Gordon Appleby was the son of a Doncaster miner and served his apprenticeship with Captain R. L. H. Laye at Ogbourne Maisey, near Marlborough. He made the perfect start to his riding career, winning on his first ride in public, Captain Laye’s colt Downupsi in a six-furlong apprentices’ race at Bath on August 3, 1950. He rode the horse in another apprentices’ race at Alexandra Park in October but finished unplaced.
Despite having made a perfect start to race riding, that was the only time Gordon visited the winner’s enclosure. He disappeared from the racing scene soon afterwards.
However, he reappeared 15 years later as a 7lb claiming National Hunt jockey, riding for two-horse permit trainer A. Pickard, based at Barton-on-Humber, in Lincolnshire. The two horses were named Copper Day and Wages Day. Neither ever won a race but Wages Day was marginally the better of the two.
Gordon held a licence for just two seasons, 1965/66 and 1966/67, and only rode those two horses. During the 1965/66 campaign, he partnered Copper Day eight times (seven unplaced, one fall) and Wages Day 11 times, finishing second once and fourth once. The nearest they got to winning a race was when Wages Day was a strong finishing runner-up, beaten five lengths, in a Catterick novices’ hurdle on New Year’s Day 1966.
Gordon rode in both divisions of the De Aston Maiden Hurdle at Market Rasen on Easter Monday 1966, finishing last on Copper Day and fifth on Wages Day.

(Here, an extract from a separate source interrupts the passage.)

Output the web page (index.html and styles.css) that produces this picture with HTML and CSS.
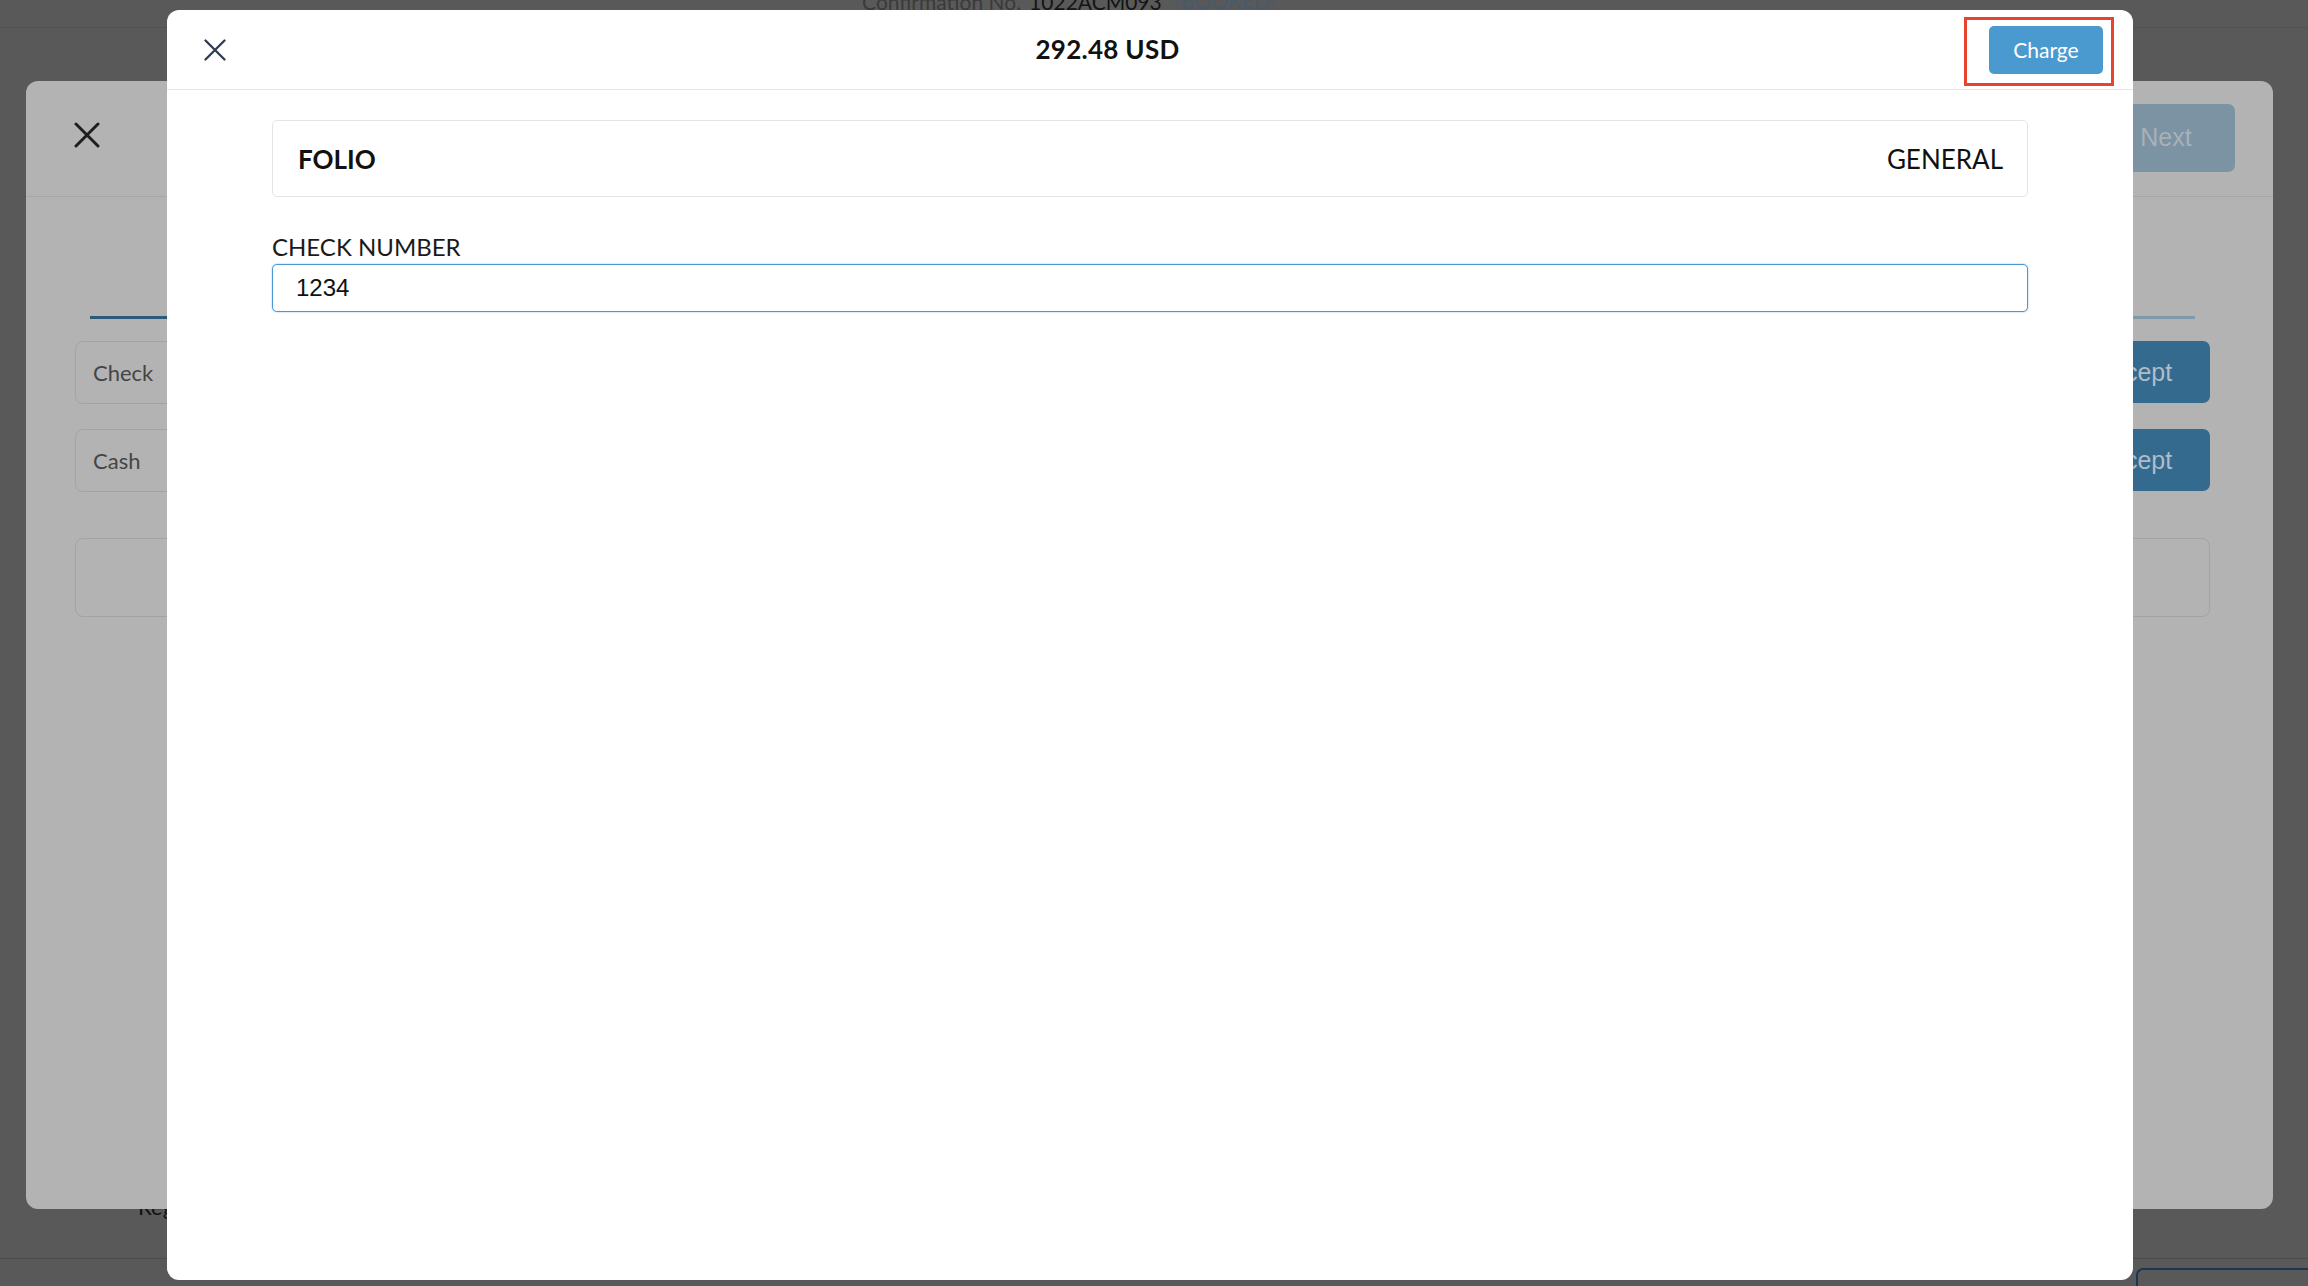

The pair returned to Market Rasen on August 13, 1966. Wages Day came third in division one of the Skegness Maiden Hurdle, his first run of the season. Sadly, Copper Day broke down badly in the second division of that same race and had to be put down.
Gordon rode Wages Day just three more times, the last occasion being at Fakenham on Easter Monday, March 27, 1967, finishing seventh of nine runners in the Litcham Handicap Hurdle. That was his final ride in public.